Berlin’de Almanya, Hollanda ve Türkiye’den gazetecilerin katıldığı toplantıdan sonra bu izlenimim daha da güçlendi.

Sarkozy’nin, Müslüman Türkiye’ye Avrupa’da yer olmadığını ilan etmesi ne bir tesadüf ne de cesaret işi. Gayet kabul gören bir düşüncenin ifadesi sadece.

***

BERLİN
’deki toplantının konusu çok kültürlü farklılıklar dünyasında medyanın rolüydü. İçinde bulunduğumuz dönemde bu arayışların artması bir tesadüf değil. Çünkü, Avrupa’nın İkinci Dünya Savaşı’ndan sonra özellikle "sol" tarafından törpülenen kimlik reaksiyonu üzerinde solun eski gücü yok atık. Kilit sözcük "Düşünce özgürlüğü, liberalizm."

"Çok Kültürlü Demokrasi"
ve "Yeni Elit ve Hollanda’nın Çöküşü" kitaplarının yazarı Prof. M. Fennema, Hollanda’da tartışmalar yaratan bir bilim adamı. Berlin’de kendisiyle konuşma fırsatı buldum. Büyük Hollanda şirketlerinin artık yabancı CEO’lar tarafından yönetildiğini, eski elitin çöktüğünü anlatıyor. Toplumda dikey hiyerarşik kontrolün kalkmasıyla yeni unsurların tartışma alanına katıldığını söylüyor Prof. Fennema. "Halkı eğiteceğiz dediler, halkın düşünce ve duygularına önem vermediler. 2000’e kadar sürdü bu. Ondan sonra yeni aktörler geldi siyaset sahnesine, popülist mesajlarla halka ulaştılar"diyor. Avrupalı liberallerin çoğu gibi Prof. Fennema da, toplumsal tartışma alanının genişlemesinin daha iyi olduğunu düşünüyor. Herkes eteğindekileri döksün. Irkçılar da konuşsun. Hitler dönemiyle ilgili yasaklar kalksın. Şiddet olmasa iyi olur ama tartışma üslubunun sertleşmesine de takılmamak lazımdır.

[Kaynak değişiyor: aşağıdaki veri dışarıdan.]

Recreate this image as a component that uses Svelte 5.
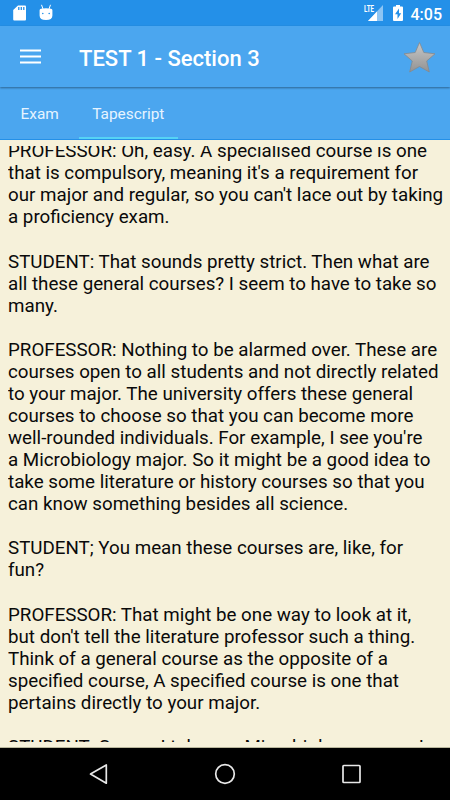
<script lang="ts">
  interface Tab {
    id: string;
    label: string;
  }

  const tabs: Tab[] = [
    { id: 'exam', label: 'Exam' },
    { id: 'tapescript', label: 'Tapescript' },
  ];

  // Each paragraph keeps its own line breaks
  const paragraphs = [
    `PROFESSOR: Oh, easy. A specialised course is one
that is compulsory, meaning it's a requirement for
our major and regular, so you can't lace out by taking
a proficiency exam.`,
    `STUDENT: That sounds pretty strict. Then what are
all these general courses? I seem to have to take so
many.`,
    `PROFESSOR: Nothing to be alarmed over. These are
courses open to all students and not directly related
to your major. The university offers these general
courses to choose so that you can become more
well-rounded individuals. For example, I see you're
a Microbiology major. So it might be a good idea to
take some literature or history courses so that you
can know something besides all science.`,
    `STUDENT; You mean these courses are, like, for
fun?`,
    `PROFESSOR: That might be one way to look at it,
but don't tell the literature professor such a thing.
Think of a general course as the opposite of a
specified course, A specified course is one that
pertains directly to your major.`,
    `STUDENT: So can I take any Microbiology course I`,
  ];

  let active = $state('tapescript');
  let starred = $state(false);
</script>

<div class="screen">
  <div class="status">
    <svg class="sd" viewBox="0 0 14 18" aria-hidden="true">
      <path d="M5 1.500h7a1 1 0 0 1 1 1v13a1 1 0 0 1-1 1H1.200a1 1 0 0 1-1-1V6z" fill="#fff" />
      <path d="M5.800 3v3M8.300 3v3M10.800 3v3" stroke="#2490e8" stroke-width="1.300" />
    </svg>
    <svg class="bot" viewBox="0 0 14 18" aria-hidden="true">
      <path d="M2.500.8 4 5M11.500.8 10 5" stroke="#fff" stroke-width="1" />
      <path d="M.6 6.200Q.6 5 2 4.800 7 3.600 12 4.800q1.400.2 1.400 1.400v5.300q0 4.500-6.400 4.500T.6 11.500z" fill="#fff" />
      <circle cx="3.800" cy="9.500" r=".8" fill="#2490e8" />
      <circle cx="10.200" cy="9.500" r=".8" fill="#2490e8" />
    </svg>
    <span class="spacer"></span>
    <div class="signal">
      <svg viewBox="0 0 20 18" aria-hidden="true">
        <path d="M19 1v16H4z" fill="#8dc5f4" />
        <path d="M13 7.500V17H4z" fill="#fff" />
      </svg>
      <span class="lte">LTE</span>
    </div>
    <svg class="battery" viewBox="0 0 10 18" aria-hidden="true">
      <path d="M3 1h4v1.500h2a1 1 0 0 1 1 1V16a1 1 0 0 1-1 1H1a1 1 0 0 1-1-1V3.500a1 1 0 0 1 1-1h2z" fill="#fff" />
      <path d="M6 4.500 2 10.300h2.500V15l3.700-5.800H6z" fill="#2490e8" />
    </svg>
    <span class="clock">4:05</span>
  </div>

  <header class="toolbar">
    <button class="icon-btn" aria-label="Menu">
      <svg width="21" height="15" viewBox="0 0 21 15">
        <path d="M0 1.400h21M0 7.500h21M0 13.600h21" stroke="#fff" stroke-width="2" />
      </svg>
    </button>
    <h1>TEST 1 - Section 3</h1>
    <button class="icon-btn" aria-label="Favourite" aria-pressed={starred} onclick={() => (starred = !starred)}>
      <svg width="34" height="34" viewBox="0 0 34 34">
        <defs>
          <linearGradient id="star-fill" x1="0" y1="0" x2="0" y2="1">
            <stop offset="0" stop-color="#c8c8c8" />
            <stop offset=".45" stop-color="#b0b0b0" />
            <stop offset="1" stop-color="#929292" />
          </linearGradient>
        </defs>
        <path
          d="M17.500 2.500 21.800 12.500 33 13.800 24.700 21 27.300 32 17.500 26.500 7.700 32 10.300 21 2 13.800 13.200 12.500z"
          fill="url(#star-fill)"
          stroke="#85898d"
          stroke-width=".8"
          stroke-linejoin="round"
        />
      </svg>
    </button>
  </header>

  <div class="tabs" role="tablist">
    {#each tabs as tab (tab.id)}
      <button
        class="tab"
        class:tab-active={active === tab.id}
        role="tab"
        aria-selected={active === tab.id}
        onclick={() => (active = tab.id)}
      >
        {tab.label}
      </button>
    {/each}
  </div>

  <main class="page">
    <div class="script">
      {#each paragraphs as text}
        <p>{text}</p>
      {/each}
    </div>
  </main>

  <nav class="navbar">
    <svg viewBox="0 0 24 24" aria-label="Back">
      <path d="M20.300 3v18.200L4.500 12.100z" />
    </svg>
    <svg viewBox="0 0 24 24" aria-label="Home">
      <circle cx="12" cy="12" r="9.300" />
    </svg>
    <svg viewBox="0 0 24 24" aria-label="Recents">
      <rect x="4" y="3.500" width="17" height="17" rx=".8" />
    </svg>
  </nav>
</div>

<style>
  :global(body) {
    margin: 0;
  }

  .screen {
    display: flex;
    flex-direction: column;
    width: 450px;
    height: 800px;
    overflow: hidden;
    background: #f6f1da;
    font-family: Roboto, 'Liberation Sans', sans-serif;
    color: #0a0a0a;
  }

  button {
    padding: 0;
    border: 0;
    background: none;
    color: inherit;
    font: inherit;
    cursor: pointer;
  }

  /* Status bar */
  .status {
    display: flex;
    align-items: center;
    flex: none;
    box-sizing: border-box;
    height: 26px;
    padding: 0 8px 0 13px;
    background: #2490e8;
    color: #fff;
  }
  .sd, .bot { width: 14px; height: 18px; }
  .bot { margin-left: 12px; }
  .spacer { flex: 1; }
  .signal {
    position: relative;
    width: 20px;
    height: 18px;
    margin-right: 9px;
  }
  .signal svg { display: block; width: 20px; height: 18px; }
  .lte {
    position: absolute;
    top: 0;
    left: 0;
    font-size: 9.500px;
    line-height: 9px;
    font-weight: 700;
    transform: scaleX(.65);
    transform-origin: left;
  }
  .battery { width: 10px; height: 18px; }
  .clock {
    margin-left: 8px;
    padding-top: 3px;
    font-size: 16px;
    line-height: 23px;
    font-weight: 500;
  }

  /* Toolbar */
  .toolbar {
    position: relative;
    display: flex;
    align-items: center;
    flex: none;
    box-sizing: border-box;
    height: 61px;
    padding: 0 14px 0 20px;
    background: #4ba6ef;
    box-shadow: 0 1px 2px rgba(0, 0, 0, .4);
    color: #fff;
  }
  .icon-btn svg { display: block; }
  h1 {
    flex: 1;
    margin: 4px 0 0 38px;
    font-size: 22px;
    font-weight: 500;
    line-height: 28px;
    white-space: nowrap;
  }

  /* Tabs */
  .tabs {
    display: flex;
    flex: none;
    box-sizing: border-box;
    height: 53px;
    background: #4ba6ef;
    border-bottom: 1px solid #2490e8;
  }
  .tab {
    box-sizing: border-box;
    padding: 4px 13.500px 0;
    border-bottom: 2px solid transparent;
    font-size: 15.400px;
    color: #e6f4ff;
  }
  .tab:first-child { padding-left: 20.500px; padding-right: 20px; }
  .tab-active { border-bottom-color: #55d3f5; }

  /* Transcript */
  .page {
    display: flex;
    flex: 1;
    min-height: 0;
    padding: 6px 0 5px 8px;
    border-bottom: 1px solid #b9b79c;
  }
  .script {
    flex: 1;
    display: flex;
    flex-direction: column;
    justify-content: flex-end;
    gap: 22.070px;
    overflow: hidden;
    font-size: 18.750px;
    line-height: 22.070px;
  }
  p {
    flex: none;
    margin: 0;
    white-space: pre;
  }
  /* the last line is only just scrolled into view */
  p:last-child { margin-bottom: -16px; }

  /* System navigation */
  .navbar {
    display: flex;
    align-items: center;
    justify-content: space-between;
    flex: none;
    box-sizing: border-box;
    height: 52px;
    padding: 0 87px 0 86px;
    background: #000;
  }
  .navbar svg {
    width: 24px;
    height: 24px;
    fill: none;
    stroke: #e8e8e8;
    stroke-width: 1.700;
    stroke-linejoin: round;
  }
</style>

Duyarlılıklar değil, özgürlükler önemlidir.

Sizin kutsalınızla ilgili benim konuşma hakkımı engelleyemezsiniz. Dışlamadıktan, size karşı şiddet uygulamadıktan sonra.

***

BU
yaklaşımın Türkiye’ye izdüşümüne şaşırmamak lazım. Avrupa liberalizmi, bir zamanlar yasakladığı, bastırdığı ırkçılık, yabancı düşmanlığına tartışma özgürlüğü tanırken, Türkiye’de "cumhuriyetçi seçkinlerin" baskısı altında susturulduğunu düşündüğü AKP çizgisine de sempati duyuyor.

Bu çizgi, Türkiye sınırları içinde kaldığı sürece tabii. Avrupa’ya çıktığı andan itibaren, Müslümanlıkla ilgili tartışmaların konusu haline geliyor Türkiye.